:: GIVEN MATERIAL ::
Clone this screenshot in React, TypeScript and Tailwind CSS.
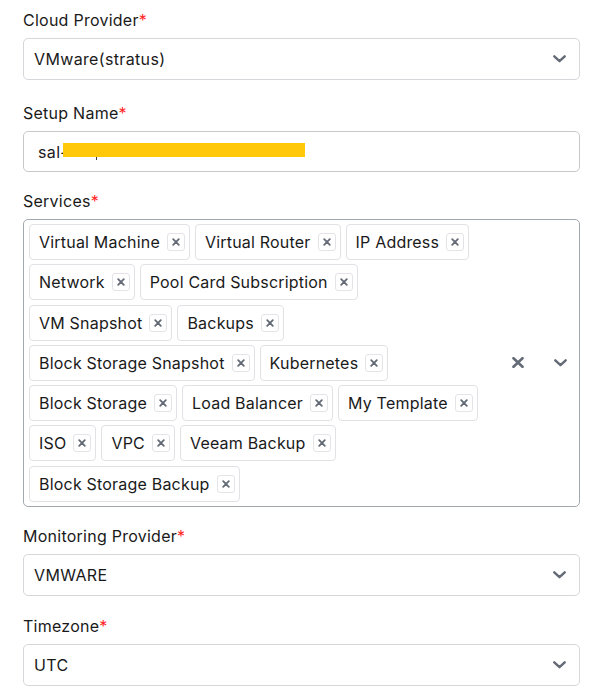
import React from "react";

const Chevron = () => (
  <svg width="13" height="8" viewBox="0 0 13 8" fill="none">
    <path d="M1.3 1.3 L6.5 6.2 L11.7 1.3" stroke="#646b76" strokeWidth="2.4" strokeLinecap="round" strokeLinejoin="round" />
  </svg>
);

const ClearX = () => (
  <svg width="12" height="11" viewBox="0 0 12 11" fill="none">
    <path d="M1.5 1.2 L10.5 9.8 M10.5 1.2 L1.5 9.8" stroke="#646b76" strokeWidth="2.6" strokeLinecap="round" />
  </svg>
);

const SmallX = () => (
  <svg width="8" height="8" viewBox="0 0 8 8" fill="none">
    <path d="M1.2 1.2 L6.8 6.8 M6.8 1.2 L1.2 6.8" stroke="#646b76" strokeWidth="1.8" strokeLinecap="round" />
  </svg>
);

const Label = ({ text, className = "" }: { text: string; className?: string }) => (
  <div className={"text-[16px] leading-[24px] tracking-[0.25px] text-[#1a1a1a] mb-[6px] " + className}>
    {text}
    <span className="text-[#ff1f1f]">*</span>
  </div>
);

const Select = ({ value }: { value: string }) => (
  <div className="h-[42px] border border-[#d6d6db] rounded-[5px] flex items-center pl-[10px] pr-[13px] text-[16px] tracking-[0.35px] text-[#1a1a1a]">
    <span className="flex-1">{value}</span>
    <Chevron />
  </div>
);

const services = [
  "Virtual Machine",
  "Virtual Router",
  "IP Address",
  "Network",
  "Pool Card Subscription",
  "VM Snapshot",
  "Backups",
  "Block Storage Snapshot",
  "Kubernetes",
  "Block Storage",
  "Load Balancer",
  "My Template",
  "ISO",
  "VPC",
  "Veeam Backup",
  "Block Storage Backup",
];

export default function App() {
  return (
    <div
      className="w-[613px] h-[695px] bg-white pl-[23px] pr-[33px] pt-[8px] overflow-hidden"
      style={{ fontFamily: "Inter, 'Noto Sans', sans-serif" }}
    >
      <Label text="Cloud Provider" />
      <Select value="VMware(stratus)" />

      <Label text="Setup Name" className="mt-[21px]" />
      <div className="relative h-[41px] border border-[#c9c9cc] rounded-[5px] flex items-center pl-[14px] text-[16px] tracking-[0.35px] text-[#1a1a1a]">
        <span>sal-</span>
        <div className="absolute left-[39px] top-[11px] w-[242px] h-[14px] bg-[#ffc90a]" />
        <div className="absolute left-[72px] top-[25px] w-[1px] h-[3px] bg-[#3a3a3a]" />
      </div>

      <Label text="Services" className="mt-[17px]" />
      <div className="border border-[#a3a7ae] rounded-[5px] flex items-stretch">
        <div className="flex-1 flex flex-wrap content-start gap-x-[5px] gap-y-[4.3px] pl-[5px] pt-[4px] pb-[4px]">
          {services.map((s) => (
            <div
              key={s}
              className="h-[36px] flex items-center border border-[#e2e2e6] rounded-[4px] pl-[9px] pr-[4px] text-[16px] tracking-[0.2px] text-[#1a1a1a]"
            >
              <span>{s}</span>
              <span className="ml-[7px] w-[18px] h-[18px] border border-[#e4e4e8] rounded-[3px] flex items-center justify-center">
                <SmallX />
              </span>
            </div>
          ))}
        </div>
        <div className="flex items-center gap-[22px] pl-[8px] pr-[9px]">
          <span className="w-[20px] flex justify-center"><ClearX /></span>
          <span className="w-[20px] flex justify-center"><Chevron /></span>
        </div>
      </div>

      <Label text="Monitoring Provider" className="mt-[17px]" />
      <Select value="VMWARE" />

      <Label text="Timezone" className="mt-[18px]" />
      <Select value="UTC" />
    </div>
  );
}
:::
- GOAL OF THE EXERCISE -
Print out the material word for word, omitting the pictures.

- OUTPUT BELOW -
Clone this screenshot in React, TypeScript and Tailwind CSS.
import React from "react";

const Chevron = () => (
  <svg width="13" height="8" viewBox="0 0 13 8" fill="none">
    <path d="M1.3 1.3 L6.5 6.2 L11.7 1.3" stroke="#646b76" strokeWidth="2.4" strokeLinecap="round" strokeLinejoin="round" />
  </svg>
);

const ClearX = () => (
  <svg width="12" height="11" viewBox="0 0 12 11" fill="none">
    <path d="M1.5 1.2 L10.5 9.8 M10.5 1.2 L1.5 9.8" stroke="#646b76" strokeWidth="2.6" strokeLinecap="round" />
  </svg>
);

const SmallX = () => (
  <svg width="8" height="8" viewBox="0 0 8 8" fill="none">
    <path d="M1.2 1.2 L6.8 6.8 M6.8 1.2 L1.2 6.8" stroke="#646b76" strokeWidth="1.8" strokeLinecap="round" />
  </svg>
);

const Label = ({ text, className = "" }: { text: string; className?: string }) => (
  <div className={"text-[16px] leading-[24px] tracking-[0.25px] text-[#1a1a1a] mb-[6px] " + className}>
    {text}
    <span className="text-[#ff1f1f]">*</span>
  </div>
);

const Select = ({ value }: { value: string }) => (
  <div className="h-[42px] border border-[#d6d6db] rounded-[5px] flex items-center pl-[10px] pr-[13px] text-[16px] tracking-[0.35px] text-[#1a1a1a]">
    <span className="flex-1">{value}</span>
    <Chevron />
  </div>
);

const services = [
  "Virtual Machine",
  "Virtual Router",
  "IP Address",
  "Network",
  "Pool Card Subscription",
  "VM Snapshot",
  "Backups",
  "Block Storage Snapshot",
  "Kubernetes",
  "Block Storage",
  "Load Balancer",
  "My Template",
  "ISO",
  "VPC",
  "Veeam Backup",
  "Block Storage Backup",
];

export default function App() {
  return (
    <div
      className="w-[613px] h-[695px] bg-white pl-[23px] pr-[33px] pt-[8px] overflow-hidden"
      style={{ fontFamily: "Inter, 'Noto Sans', sans-serif" }}
    >
      <Label text="Cloud Provider" />
      <Select value="VMware(stratus)" />

      <Label text="Setup Name" className="mt-[21px]" />
      <div className="relative h-[41px] border border-[#c9c9cc] rounded-[5px] flex items-center pl-[14px] text-[16px] tracking-[0.35px] text-[#1a1a1a]">
        <span>sal-</span>
        <div className="absolute left-[39px] top-[11px] w-[242px] h-[14px] bg-[#ffc90a]" />
        <div className="absolute left-[72px] top-[25px] w-[1px] h-[3px] bg-[#3a3a3a]" />
      </div>

      <Label text="Services" className="mt-[17px]" />
      <div className="border border-[#a3a7ae] rounded-[5px] flex items-stretch">
        <div className="flex-1 flex flex-wrap content-start gap-x-[5px] gap-y-[4.3px] pl-[5px] pt-[4px] pb-[4px]">
          {services.map((s) => (
            <div
              key={s}
              className="h-[36px] flex items-center border border-[#e2e2e6] rounded-[4px] pl-[9px] pr-[4px] text-[16px] tracking-[0.2px] text-[#1a1a1a]"
            >
              <span>{s}</span>
              <span className="ml-[7px] w-[18px] h-[18px] border border-[#e4e4e8] rounded-[3px] flex items-center justify-center">
                <SmallX />
              </span>
            </div>
          ))}
        </div>
        <div className="flex items-center gap-[22px] pl-[8px] pr-[9px]">
          <span className="w-[20px] flex justify-center"><ClearX /></span>
          <span className="w-[20px] flex justify-center"><Chevron /></span>
        </div>
      </div>

      <Label text="Monitoring Provider" className="mt-[17px]" />
      <Select value="VMWARE" />

      <Label text="Timezone" className="mt-[18px]" />
      <Select value="UTC" />
    </div>
  );
}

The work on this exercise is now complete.